Dancing flaming pink flamingos
One of Tanzania’s smallest parks, Arusha National Park is often overlooked by most
safari tourists. Not without reason, as it sadly lacks the big game drawcards of its northern park
neighbours which for me is usually a priority. Having said that, the park is one of the few places
in Tanzania where the black-and-white colobus monkey is easily seen. And what the park lacks
in wildlife, it certainly makes up for with spectacular scenery. Situated between the peaks of
Kilimanjaro and Mount Meru and punctuated by the Momella Lakes, it really is a visual feast
for the eyes. The park’s lakes also are home to seasonal flocks of flaming pick flamingos and are
excellent lures for variety of other birdlife, so twitchers will be well-pleased.
Ariadne is a renowned African wildlife photographer whose work is featured in many well-known guidebooks and magazines.
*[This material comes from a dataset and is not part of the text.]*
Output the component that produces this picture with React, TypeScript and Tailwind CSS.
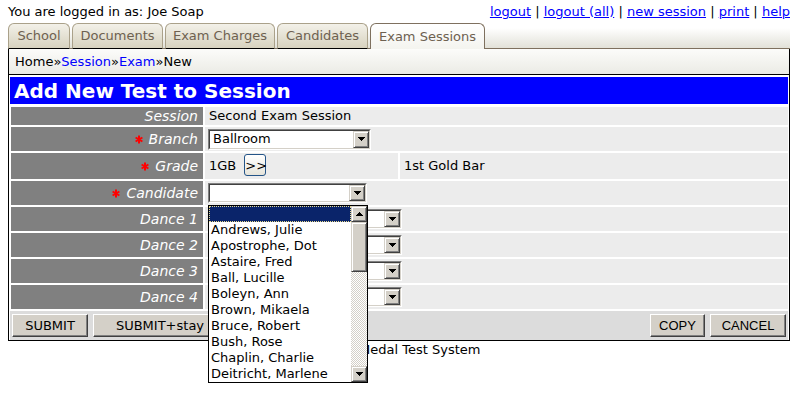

Momella lakes, painted pink by flocks of flamingo, at the base of Mount Meru
Although very accessible, this small park next to Arusha town is not on many safari itineraries. With mount Meru as a backdrop and the Momella lakes as its main feature, the park boasts great scenic beauty, but it lacks the big 5 animals many come to see on safari. The park is however close enough to Arusha, the gateway to the Northern safari circuit, that you could spend your first night here, instead of in Arusha town. What a way to start a safari! The lakes are seasonally home to flocks of flamingo and are good for birding all year round. A track around the lakes is a great loop for an early morning drive. Also recommended is a canoe safari on the lake. Of the big safari animals, giraffe is very common. Along the forested road climbing up to the rim of Ngurdoto crater, I’ve had many great sightings of the beautiful black and white colobus monkeys, which you’ll battle to see elsewhere on safari in Tanzania. Another personal favorite and special for the park is the delightful Kirk’s dik-dik with its twitchy nose.